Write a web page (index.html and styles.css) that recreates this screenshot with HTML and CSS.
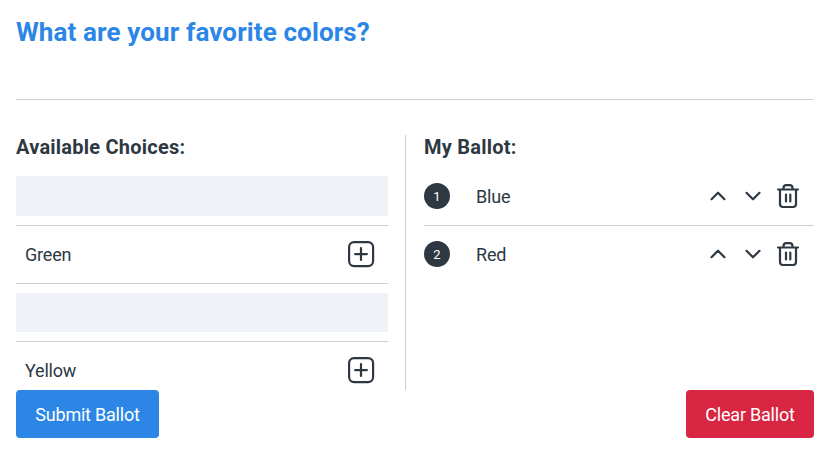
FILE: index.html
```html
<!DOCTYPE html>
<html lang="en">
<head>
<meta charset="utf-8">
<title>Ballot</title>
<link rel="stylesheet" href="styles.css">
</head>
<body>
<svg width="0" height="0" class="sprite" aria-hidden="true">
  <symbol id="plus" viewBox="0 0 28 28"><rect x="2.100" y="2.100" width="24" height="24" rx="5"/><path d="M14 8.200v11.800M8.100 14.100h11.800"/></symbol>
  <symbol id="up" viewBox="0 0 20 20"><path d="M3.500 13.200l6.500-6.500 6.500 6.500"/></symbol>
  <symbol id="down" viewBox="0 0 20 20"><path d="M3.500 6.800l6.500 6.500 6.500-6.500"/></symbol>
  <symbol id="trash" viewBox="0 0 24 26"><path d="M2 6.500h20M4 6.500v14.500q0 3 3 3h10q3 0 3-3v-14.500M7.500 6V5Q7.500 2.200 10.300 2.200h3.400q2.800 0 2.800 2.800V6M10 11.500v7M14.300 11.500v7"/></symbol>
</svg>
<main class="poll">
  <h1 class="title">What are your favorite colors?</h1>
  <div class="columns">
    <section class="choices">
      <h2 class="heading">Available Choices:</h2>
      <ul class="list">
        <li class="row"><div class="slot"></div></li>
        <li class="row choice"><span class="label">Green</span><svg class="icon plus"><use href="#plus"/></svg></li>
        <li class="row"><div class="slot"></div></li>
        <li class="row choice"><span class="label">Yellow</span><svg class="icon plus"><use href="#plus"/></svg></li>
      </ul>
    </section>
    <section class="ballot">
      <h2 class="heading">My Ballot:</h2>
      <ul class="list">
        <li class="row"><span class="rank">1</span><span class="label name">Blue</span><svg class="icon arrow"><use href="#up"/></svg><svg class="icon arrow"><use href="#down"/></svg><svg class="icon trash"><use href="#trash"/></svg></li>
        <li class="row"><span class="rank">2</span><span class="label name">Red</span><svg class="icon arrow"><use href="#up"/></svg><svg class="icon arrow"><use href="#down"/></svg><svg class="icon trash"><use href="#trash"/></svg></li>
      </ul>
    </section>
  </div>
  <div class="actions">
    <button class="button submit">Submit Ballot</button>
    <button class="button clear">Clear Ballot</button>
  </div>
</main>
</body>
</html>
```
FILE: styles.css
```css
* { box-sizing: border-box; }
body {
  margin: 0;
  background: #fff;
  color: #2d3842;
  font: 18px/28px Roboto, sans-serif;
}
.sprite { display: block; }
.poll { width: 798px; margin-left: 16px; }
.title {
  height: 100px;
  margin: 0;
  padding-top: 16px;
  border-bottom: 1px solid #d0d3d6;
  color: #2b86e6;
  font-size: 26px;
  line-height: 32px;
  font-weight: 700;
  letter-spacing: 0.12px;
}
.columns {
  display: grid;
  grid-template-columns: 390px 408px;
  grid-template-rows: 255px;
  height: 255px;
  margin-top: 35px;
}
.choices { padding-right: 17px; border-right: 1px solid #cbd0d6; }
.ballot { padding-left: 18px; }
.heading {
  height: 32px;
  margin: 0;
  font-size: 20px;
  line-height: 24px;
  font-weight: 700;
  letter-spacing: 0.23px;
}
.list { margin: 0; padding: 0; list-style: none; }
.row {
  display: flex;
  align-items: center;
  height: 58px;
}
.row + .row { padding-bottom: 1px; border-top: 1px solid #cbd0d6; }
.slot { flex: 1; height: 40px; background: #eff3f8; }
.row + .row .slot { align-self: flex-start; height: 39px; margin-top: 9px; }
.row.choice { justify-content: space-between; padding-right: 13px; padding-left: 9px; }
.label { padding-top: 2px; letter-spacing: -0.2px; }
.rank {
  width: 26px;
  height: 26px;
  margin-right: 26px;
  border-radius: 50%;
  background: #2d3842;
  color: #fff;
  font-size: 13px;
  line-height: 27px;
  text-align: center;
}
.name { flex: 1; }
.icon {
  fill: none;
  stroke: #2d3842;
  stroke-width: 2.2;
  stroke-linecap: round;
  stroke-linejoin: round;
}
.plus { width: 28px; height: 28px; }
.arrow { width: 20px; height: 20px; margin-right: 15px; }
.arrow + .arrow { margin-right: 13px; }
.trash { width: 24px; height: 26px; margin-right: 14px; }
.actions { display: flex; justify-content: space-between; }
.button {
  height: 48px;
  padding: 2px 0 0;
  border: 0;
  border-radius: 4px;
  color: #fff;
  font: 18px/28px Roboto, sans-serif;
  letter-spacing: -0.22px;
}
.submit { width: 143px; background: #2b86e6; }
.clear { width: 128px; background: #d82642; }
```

+ + + + + + +

(Direction): Return all of the data exactly as written, and drop the pictures.

(Result below):
Write a web page (index.html and styles.css) that recreates this screenshot with HTML and CSS.
FILE: index.html
```html
<!DOCTYPE html>
<html lang="en">
<head>
<meta charset="utf-8">
<title>Ballot</title>
<link rel="stylesheet" href="styles.css">
</head>
<body>
<svg width="0" height="0" class="sprite" aria-hidden="true">
  <symbol id="plus" viewBox="0 0 28 28"><rect x="2.100" y="2.100" width="24" height="24" rx="5"/><path d="M14 8.200v11.800M8.100 14.100h11.800"/></symbol>
  <symbol id="up" viewBox="0 0 20 20"><path d="M3.500 13.200l6.500-6.500 6.500 6.500"/></symbol>
  <symbol id="down" viewBox="0 0 20 20"><path d="M3.500 6.800l6.500 6.500 6.500-6.500"/></symbol>
  <symbol id="trash" viewBox="0 0 24 26"><path d="M2 6.500h20M4 6.500v14.500q0 3 3 3h10q3 0 3-3v-14.500M7.500 6V5Q7.500 2.200 10.300 2.200h3.400q2.800 0 2.800 2.800V6M10 11.500v7M14.300 11.500v7"/></symbol>
</svg>
<main class="poll">
  <h1 class="title">What are your favorite colors?</h1>
  <div class="columns">
    <section class="choices">
      <h2 class="heading">Available Choices:</h2>
      <ul class="list">
        <li class="row"><div class="slot"></div></li>
        <li class="row choice"><span class="label">Green</span><svg class="icon plus"><use href="#plus"/></svg></li>
        <li class="row"><div class="slot"></div></li>
        <li class="row choice"><span class="label">Yellow</span><svg class="icon plus"><use href="#plus"/></svg></li>
      </ul>
    </section>
    <section class="ballot">
      <h2 class="heading">My Ballot:</h2>
      <ul class="list">
        <li class="row"><span class="rank">1</span><span class="label name">Blue</span><svg class="icon arrow"><use href="#up"/></svg><svg class="icon arrow"><use href="#down"/></svg><svg class="icon trash"><use href="#trash"/></svg></li>
        <li class="row"><span class="rank">2</span><span class="label name">Red</span><svg class="icon arrow"><use href="#up"/></svg><svg class="icon arrow"><use href="#down"/></svg><svg class="icon trash"><use href="#trash"/></svg></li>
      </ul>
    </section>
  </div>
  <div class="actions">
    <button class="button submit">Submit Ballot</button>
    <button class="button clear">Clear Ballot</button>
  </div>
</main>
</body>
</html>
```
FILE: styles.css
```css
* { box-sizing: border-box; }
body {
  margin: 0;
  background: #fff;
  color: #2d3842;
  font: 18px/28px Roboto, sans-serif;
}
.sprite { display: block; }
.poll { width: 798px; margin-left: 16px; }
.title {
  height: 100px;
  margin: 0;
  padding-top: 16px;
  border-bottom: 1px solid #d0d3d6;
  color: #2b86e6;
  font-size: 26px;
  line-height: 32px;
  font-weight: 700;
  letter-spacing: 0.12px;
}
.columns {
  display: grid;
  grid-template-columns: 390px 408px;
  grid-template-rows: 255px;
  height: 255px;
  margin-top: 35px;
}
.choices { padding-right: 17px; border-right: 1px solid #cbd0d6; }
.ballot { padding-left: 18px; }
.heading {
  height: 32px;
  margin: 0;
  font-size: 20px;
  line-height: 24px;
  font-weight: 700;
  letter-spacing: 0.23px;
}
.list { margin: 0; padding: 0; list-style: none; }
.row {
  display: flex;
  align-items: center;
  height: 58px;
}
.row + .row { padding-bottom: 1px; border-top: 1px solid #cbd0d6; }
.slot { flex: 1; height: 40px; background: #eff3f8; }
.row + .row .slot { align-self: flex-start; height: 39px; margin-top: 9px; }
.row.choice { justify-content: space-between; padding-right: 13px; padding-left: 9px; }
.label { padding-top: 2px; letter-spacing: -0.2px; }
.rank {
  width: 26px;
  height: 26px;
  margin-right: 26px;
  border-radius: 50%;
  background: #2d3842;
  color: #fff;
  font-size: 13px;
  line-height: 27px;
  text-align: center;
}
.name { flex: 1; }
.icon {
  fill: none;
  stroke: #2d3842;
  stroke-width: 2.2;
  stroke-linecap: round;
  stroke-linejoin: round;
}
.plus { width: 28px; height: 28px; }
.arrow { width: 20px; height: 20px; margin-right: 15px; }
.arrow + .arrow { margin-right: 13px; }
.trash { width: 24px; height: 26px; margin-right: 14px; }
.actions { display: flex; justify-content: space-between; }
.button {
  height: 48px;
  padding: 2px 0 0;
  border: 0;
  border-radius: 4px;
  color: #fff;
  font: 18px/28px Roboto, sans-serif;
  letter-spacing: -0.22px;
}
.submit { width: 143px; background: #2b86e6; }
.clear { width: 128px; background: #d82642; }
```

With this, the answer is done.